Proprio per situazioni come queste abbiamo costituito anche 33 comitati femminili in grado di monitorare e prevenire situazioni di violenza, incoraggiare l’ingresso negli spazi sicuri femminili e illustrare come denunciare eventuali violenze subite. Molte ragazze e donne sono state formate appositamente affinché i comitati possano essere progressivamente gestiti in autonomia.
La situazione è complessa anche dal punto di vista sanitario e alimentare.
“Riceviamo razioni quotidiane di cibo, ma sono tante le cose di prima necessità che ci mancano”, continua Sitara.
Per migliorare la situazione sanitaria e l’accesso all’acqua abbiamo costruito 15 bagni pubblici, comprendenti toilette e docce, parte riservati esclusivamente alle donne. Abbiamo inoltre distribuito oltre 14.000 coperte a più di 7.800 famiglie.

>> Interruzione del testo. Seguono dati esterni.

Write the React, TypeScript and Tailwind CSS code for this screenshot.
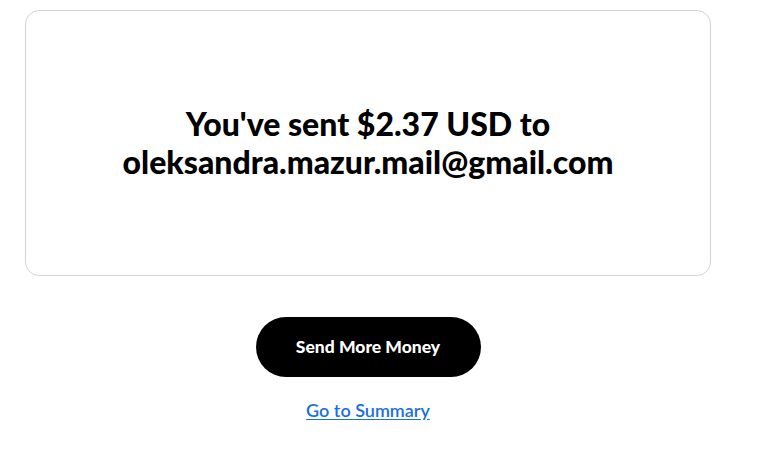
import React from "react";

const App: React.FC = () => {
  return (
    <div className="min-h-[455px] w-full bg-white pt-[10px] font-['Lato',sans-serif]">
      <div className="ml-[25px] w-[686px]">
        <div className="flex h-[266px] items-center justify-center rounded-[14px] border border-[#d4d4d4] px-6">
          <h2 className="text-center text-[32px] font-black leading-[38px] text-black">
            You've sent $2.37 USD to
            <br />
            oleksandra.mazur.mail@gmail.com
          </h2>
        </div>
        <div className="mt-[41px] flex flex-col items-center">
          <button className="h-[60px] w-[225px] rounded-full bg-black text-[17.5px] font-black text-white">
            Send More Money
          </button>
          <a
            href="#"
            className="mt-[20px] text-[18px] font-semibold text-[#1a6fe0] underline underline-offset-2"
          >
            Go to Summary
          </a>
        </div>
      </div>
    </div>
  );
};

export default App;
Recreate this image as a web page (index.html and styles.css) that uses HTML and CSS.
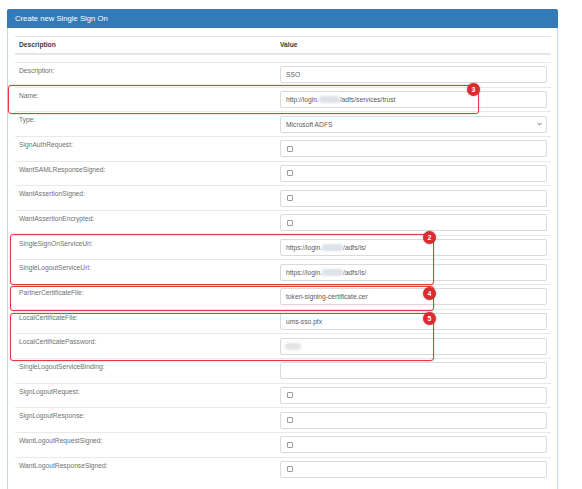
FILE: index.html
```html
<!DOCTYPE html>
<html>
<head>
<meta charset="utf-8">
<link rel="stylesheet" href="styles.css">
</head>
<body>
<div class="panel">
  <div class="panel-heading">Create new Single Sign On</div>
  <div class="panel-body">
    <div class="thead">
      <div class="th">Description</div>
      <div class="th">Value</div>
    </div>
    <div class="spacer"></div>

    <div class="row"><div class="lbl">Description:</div><div class="val"><div class="inp">SSO</div></div></div>
    <div class="row"><div class="lbl">Name:</div><div class="val"><div class="inp">http://login.<span class="blur"></span>/adfs/services/trust</div></div></div>
    <div class="row"><div class="lbl">Type:</div><div class="val"><div class="inp sel"><span>Microsoft ADFS</span><svg class="chev" width="5" height="4" viewBox="0 0 5 4"><path d="M0.6 1 L2.5 2.9 L4.4 1" fill="none" stroke="#666" stroke-width="1"/></svg></div></div></div>
    <div class="row"><div class="lbl">SignAuthRequest:</div><div class="val"><div class="inp"><span class="cb"></span></div></div></div>
    <div class="row"><div class="lbl">WantSAMLResponseSigned:</div><div class="val"><div class="inp"><span class="cb"></span></div></div></div>
    <div class="row"><div class="lbl">WantAssertionSigned:</div><div class="val"><div class="inp"><span class="cb"></span></div></div></div>
    <div class="row"><div class="lbl">WantAssertionEncrypted:</div><div class="val"><div class="inp"><span class="cb"></span></div></div></div>
    <div class="row"><div class="lbl">SingleSignOnServiceUrl:</div><div class="val"><div class="inp">https://login.<span class="blur"></span>/adfs/ls/</div></div></div>
    <div class="row"><div class="lbl">SingleLogoutServiceUrl:</div><div class="val"><div class="inp">https://login.<span class="blur"></span>/adfs/ls/</div></div></div>
    <div class="row"><div class="lbl">PartnerCertificateFile:</div><div class="val"><div class="inp">token-signing-certificate.cer</div></div></div>
    <div class="row"><div class="lbl">LocalCertificateFile:</div><div class="val"><div class="inp">ums-sso.pfx</div></div></div>
    <div class="row"><div class="lbl">LocalCertificatePassword:</div><div class="val"><div class="inp"><span class="blur pw"></span></div></div></div>
    <div class="row"><div class="lbl">SingleLogoutServiceBinding:</div><div class="val"><div class="inp"></div></div></div>
    <div class="row"><div class="lbl">SignLogoutRequest:</div><div class="val"><div class="inp"><span class="cb"></span></div></div></div>
    <div class="row"><div class="lbl">SignLogoutResponse:</div><div class="val"><div class="inp"><span class="cb"></span></div></div></div>
    <div class="row"><div class="lbl">WantLogoutRequestSigned:</div><div class="val"><div class="inp"><span class="cb"></span></div></div></div>
    <div class="row"><div class="lbl">WantLogoutResponseSigned:</div><div class="val"><div class="inp"><span class="cb"></span></div></div></div>
  </div>
</div>

<div class="mark m3"></div><div class="badge b3">3</div>
<div class="mark m2"></div><div class="badge b2">2</div>
<div class="mark m4"></div><div class="badge b4">4</div>
<div class="mark m5"></div><div class="badge b5">5</div>
</body>
</html>
```
FILE: styles.css
```css
html, body {
  margin: 0;
  padding: 0;
  background: #fff;
  font-family: "Liberation Sans", Arial, sans-serif;
  font-size: 6.7px;
  color: #555;
}
.panel {
  margin: 9px 0 0 7px;
  width: 551px;
}
.panel-heading {
  background: #337ab7;
  color: #fff;
  font-size: 7.7px;
  height: 19px;
  line-height: 19px;
  padding: 0 8px;
  border-radius: 2px 2px 0 0;
}
.panel-body {
  border: 1px solid #c3d7ec;
  border-top: 0;
  padding: 8px 6px 20px 7px;
}
.thead {
  display: grid;
  grid-template-columns: 260px 1fr;
  border-top: 1px solid #e6e6e6;
  border-bottom: 2px solid #e6e6e6;
}
.th {
  font-weight: bold;
  color: #3a3a3a;
  line-height: 9.5px;
  padding: 3px 4px 3.5px 4px;
}
.th + .th { padding-left: 5px; }
.spacer { height: 7px; }
.row {
  display: grid;
  grid-template-columns: 260px 1fr;
  border-top: 1px solid #e9e9e9;
}
.lbl {
  padding: 3px 4px 0 4px;
  line-height: 9.5px;
  color: #707070;
}
.val {
  padding: 3.33px 4.5px 3.33px 5px;
}
.inp {
  height: 17px;
  box-sizing: border-box;
  border: 1px solid #dadada;
  border-radius: 2px;
  padding: 0 5px;
  line-height: 15px;
  color: #5a5a5a;
  display: flex;
  align-items: center;
  white-space: nowrap;
}
.sel { justify-content: space-between; padding-right: 4px; }
.chev { display: block; }
.cb {
  width: 4px;
  height: 4px;
  border: 0.8px solid #9a9a9a;
  border-radius: 1px;
  margin-left: 1px;
  display: block;
}
.blur {
  display: inline-block;
  width: 21px;
  height: 7px;
  background: #dde2e8;
  border-radius: 3px;
  filter: blur(1px);
}
.blur.pw { width: 16px; background: #e4e4e4; margin-left: -1px; }

.mark {
  position: absolute;
  border: 1.5px solid #e8393f;
  border-radius: 3px;
  box-shadow: 0 0 2px rgba(0,0,0,0.25), inset 0 0 1px rgba(0,0,0,0.15);
  box-sizing: border-box;
}
.m3 { left: 7.5px; top: 85px; width: 471px; height: 28.5px; }
.m2 { left: 10px; top: 234px; width: 424px; height: 50.5px; }
.m4 { left: 10px; top: 286px; width: 424px; height: 25px; }
.m5 { left: 10px; top: 312.5px; width: 424px; height: 48px; }
.badge {
  position: absolute;
  width: 13px;
  height: 13px;
  margin: -6.5px 0 0 -6.5px;
  border-radius: 50%;
  background: #dc2a2e;
  color: #fff;
  font-size: 7px;
  font-weight: bold;
  line-height: 13px;
  text-align: center;
  box-shadow: 0 0 2px rgba(0,0,0,0.35);
}
.b3 { left: 473.5px; top: 89px; }
.b2 { left: 429.5px; top: 237.5px; }
.b4 { left: 429.5px; top: 293px; }
.b5 { left: 429.5px; top: 318px; }
```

A rendere peraltro ancora più difficile la vita dei profughi è arrivata la stagione dei monsoni e dei cicloni, che sta già causando decine di allagamenti e alluvioni, distruggendo molti ripari e strutture.
Stiamo continuando a lavorare quotidianamente per supportare i rifugiati Rohingya in questa difficile situazione, ma non possiamo che augurarci che la crisi possa risolversi al più presto, date le difficilissime condizioni che le persone vivono nei campi profughi.